**Record set**.
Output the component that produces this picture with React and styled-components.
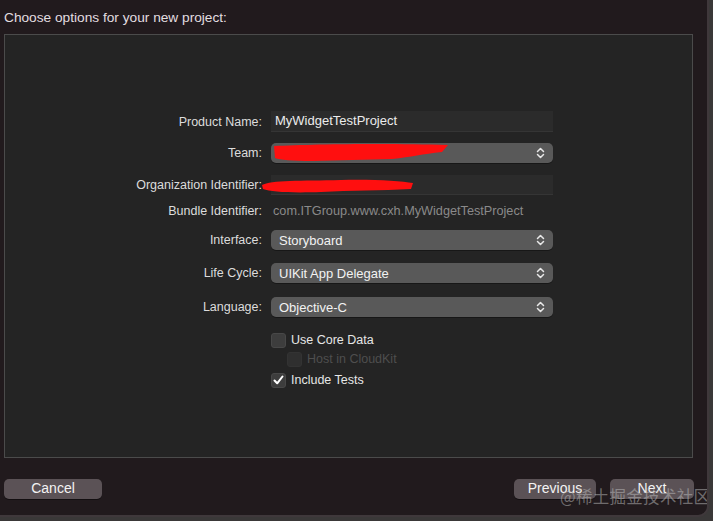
import React from 'react'
import styled, { createGlobalStyle } from 'styled-components'

const GlobalStyle = createGlobalStyle`
  body {
    margin: 0;
    background: #3a3838;
    font-family: "Liberation Sans", Arial, sans-serif;
  }
`;

const Window = styled.div`
  position: relative;
  width: 709px;
  height: 517px;
  background: #211a1d;
  border-right: 2px solid #3f383b;
  border-bottom: 2px solid #3f383b;
  border-bottom-right-radius: 11px;
  display: flex;
  flex-direction: column;
  padding: 0 0 0 4px;
  box-sizing: border-box;
  overflow: hidden;
`;

const Title = styled.div`
  height: 34px;
  line-height: 36px;
  font-size: 13.7px;
  color: #e3dee0;
`;

const Panel = styled.div`
  width: 689px;
  height: 424px;
  box-sizing: border-box;
  background: #242424;
  border: 1.5px solid #4b4b4b;
  padding-top: 76px;
  display: flex;
  flex-direction: column;
`;

const Row = styled.div`
  display: grid;
  grid-template-columns: 257px 282px;
  column-gap: 9px;
  align-items: center;
  height: ${p => p.$h || 20}px;
  margin-top: ${p => p.$mt || 0}px;
`;

const Label = styled.div`
  text-align: right;
  font-size: 12.5px;
  color: #dcdcdc;
  white-space: nowrap;
`;

const FieldWrap = styled.div`
  position: relative;
  height: 100%;
`;

const TextField = styled.div`
  height: 100%;
  box-sizing: border-box;
  background: #2b2b2b;
  border-bottom: 1px solid #353535;
  padding-left: 4px;
  font-size: 13px;
  line-height: 20px;
  color: #ececec;
`;

const Plain = styled.div`
  font-size: 12.7px;
  color: #8a8a8a;
  padding-left: 2px;
`;

const Popup = styled.div`
  height: 100%;
  box-sizing: border-box;
  background: #595959;
  border-radius: 5px;
  padding: 0 8px;
  display: flex;
  align-items: center;
  justify-content: space-between;
  font-size: 13px;
  color: #f2f2f2;
  box-shadow: 0 1px 0 rgba(0,0,0,0.35);
`;

const Scribble = styled.svg`
  position: absolute;
  left: ${p => p.$left}px;
  top: ${p => p.$top}px;
  pointer-events: none;
`;

const CheckRow = styled.div`
  display: flex;
  align-items: center;
  gap: 5px;
  padding-left: ${p => p.$indent || 0}px;
  font-size: 12.5px;
  color: ${p => (p.$disabled ? '#4e4e4e' : '#e6e6e6')};
`;

const Box = styled.div`
  width: 13px;
  height: 13px;
  border-radius: 3px;
  background: ${p => (p.$disabled ? '#2f2f2f' : '#3d3d3d')};
  border: 1px solid ${p => (p.$disabled ? '#333' : '#484848')};
  display: flex;
  align-items: center;
  justify-content: center;
`;

const Footer = styled.div`
  display: flex;
  justify-content: space-between;
  align-items: center;
  padding: 21px 13px 0 0;
`;

const ButtonGroup = styled.div`
  display: flex;
  gap: 14px;
`;

const Button = styled.div`
  width: ${p => p.$w}px;
  height: 20px;
  border-radius: 5px;
  background: #5b5256;
  color: #f3f3f3;
  font-size: 14px;
  line-height: 18px;
  text-align: center;
  box-shadow: 0 1px 0 rgba(0,0,0,0.4);
`;

const Watermark = styled.div`
  position: absolute;
  left: 560px;
  top: 484px;
  font-family: "Noto Sans CJK SC", sans-serif;
  font-size: 16.5px;
  white-space: nowrap;
  color: rgba(190, 190, 190, 0.5);
  letter-spacing: 0.3px;
  pointer-events: none;
`;

function Chevrons() {
  return (
    <svg width="9" height="12" viewBox="0 0 9 12" fill="none" stroke="#e8e8e8" strokeWidth="1.5" strokeLinecap="round" strokeLinejoin="round">
      <path d="M1.5 4.5 L4.5 1.5 L7.5 4.5" />
      <path d="M1.5 7.5 L4.5 10.5 L7.5 7.5" />
    </svg>
  );
}

function Check() {
  return (
    <svg width="11" height="10" viewBox="0 0 11 10" fill="none" stroke="#ffffff" strokeWidth="2" strokeLinecap="round" strokeLinejoin="round">
      <path d="M1.5 5.5 L4.2 8.3 L9.5 1.5" />
    </svg>
  );
}

const Select = ({ value }) => (
  <Popup>
    <span>{value}</span>
    <Chevrons />
  </Popup>
);

export default function App() {
  return (
    <>
      <GlobalStyle />
      <Window>
        <Title>Choose options for your new project:</Title>
        <Panel>
          <Row>
            <Label>Product Name:</Label>
            <TextField>MyWidgetTestProject</TextField>
          </Row>
          <Row $mt={12}>
            <Label>Team:</Label>
            <FieldWrap>
              <Select value="" />
              <Scribble $left={1} $top={-1} width="178" height="21" viewBox="0 0 178 21">
                <path d="M2 4 C40 2 120 1 176 3 L170 10 C150 12 140 15 120 17 L40 19 C20 19 8 18 3 16 Z" fill="#ff0f0f" />
              </Scribble>
            </FieldWrap>
          </Row>
          <Row $mt={12}>
            <Label>Organization Identifier:</Label>
            <FieldWrap>
              <TextField />
              <Scribble $left={-10} $top={3} width="155" height="16" viewBox="0 0 155 16">
                <path d="M1 7 C10 2 40 3 80 2 C110 1 140 3 152 5 L150 11 C120 13 90 12 60 14 C30 15 10 14 2 11 Z" fill="#ff0f0f" />
              </Scribble>
            </FieldWrap>
          </Row>
          <Row $mt={6}>
            <Label>Bundle Identifier:</Label>
            <Plain>com.ITGroup.www.cxh.MyWidgetTestProject</Plain>
          </Row>
          <Row $mt={9}>
            <Label>Interface:</Label>
            <Select value="Storyboard" />
          </Row>
          <Row $mt={13}>
            <Label>Life Cycle:</Label>
            <Select value="UIKit App Delegate" />
          </Row>
          <Row $mt={14}>
            <Label>Language:</Label>
            <Select value="Objective-C" />
          </Row>
          <Row $mt={14} $h={18}>
            <span />
            <CheckRow>
              <Box />
              Use Core Data
            </CheckRow>
          </Row>
          <Row $mt={1} $h={18}>
            <span />
            <CheckRow $indent={16} $disabled>
              <Box $disabled />
              Host in CloudKit
            </CheckRow>
          </Row>
          <Row $mt={3} $h={18}>
            <span />
            <CheckRow>
              <Box><Check /></Box>
              Include Tests
            </CheckRow>
          </Row>
        </Panel>
        <Footer>
          <Button $w={98}>Cancel</Button>
          <ButtonGroup>
            <Button $w={82}>Previous</Button>
            <Button $w={84}>Next</Button>
          </ButtonGroup>
        </Footer>
        <Watermark>@稀土掘金技术社区</Watermark>
      </Window>
    </>
  );
}
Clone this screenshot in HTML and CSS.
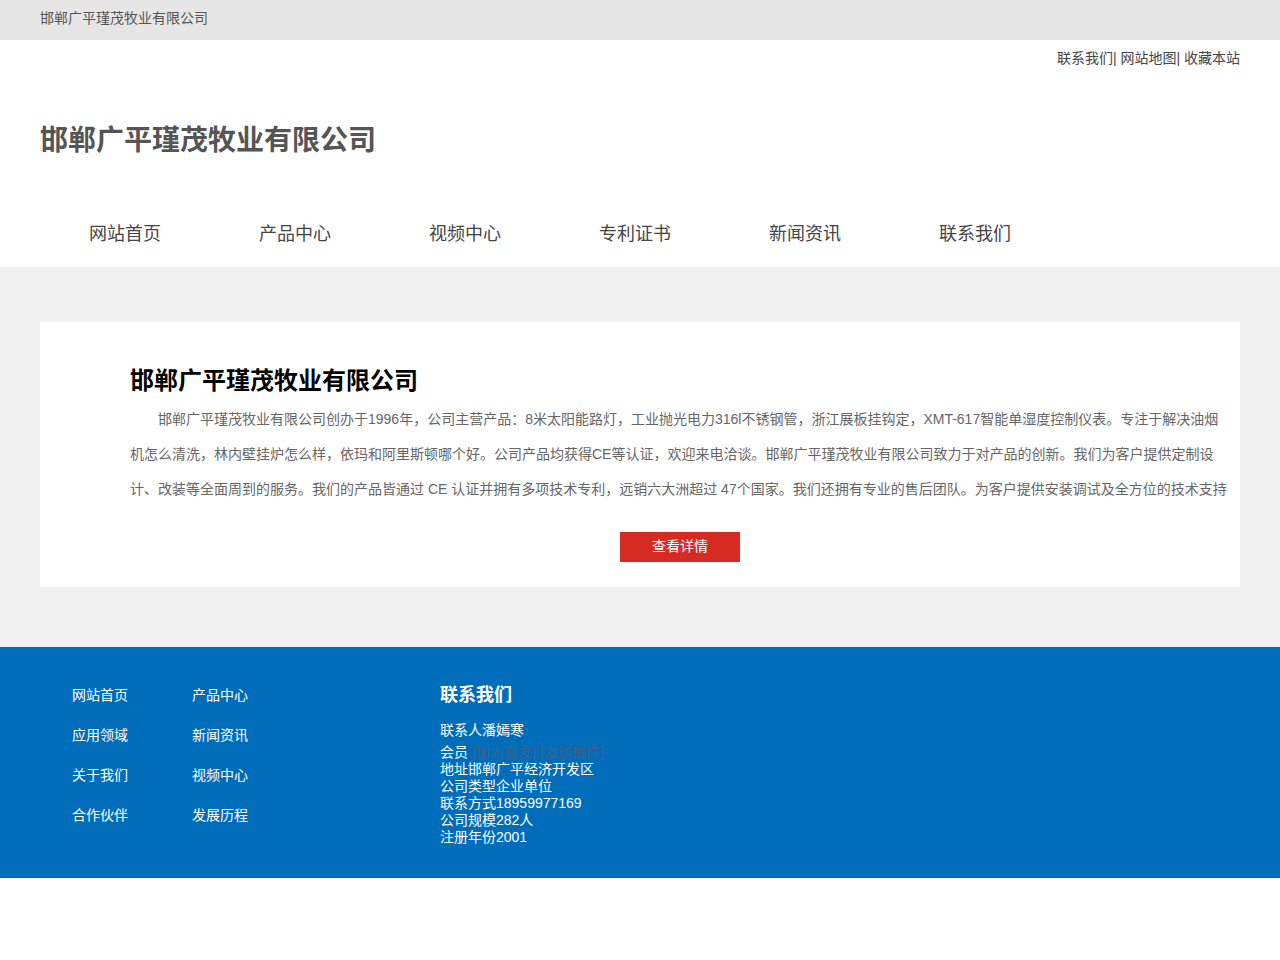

**The task**. Nothing but a number is needed here: how many lines hold the string "components"?

**Written answer**. 2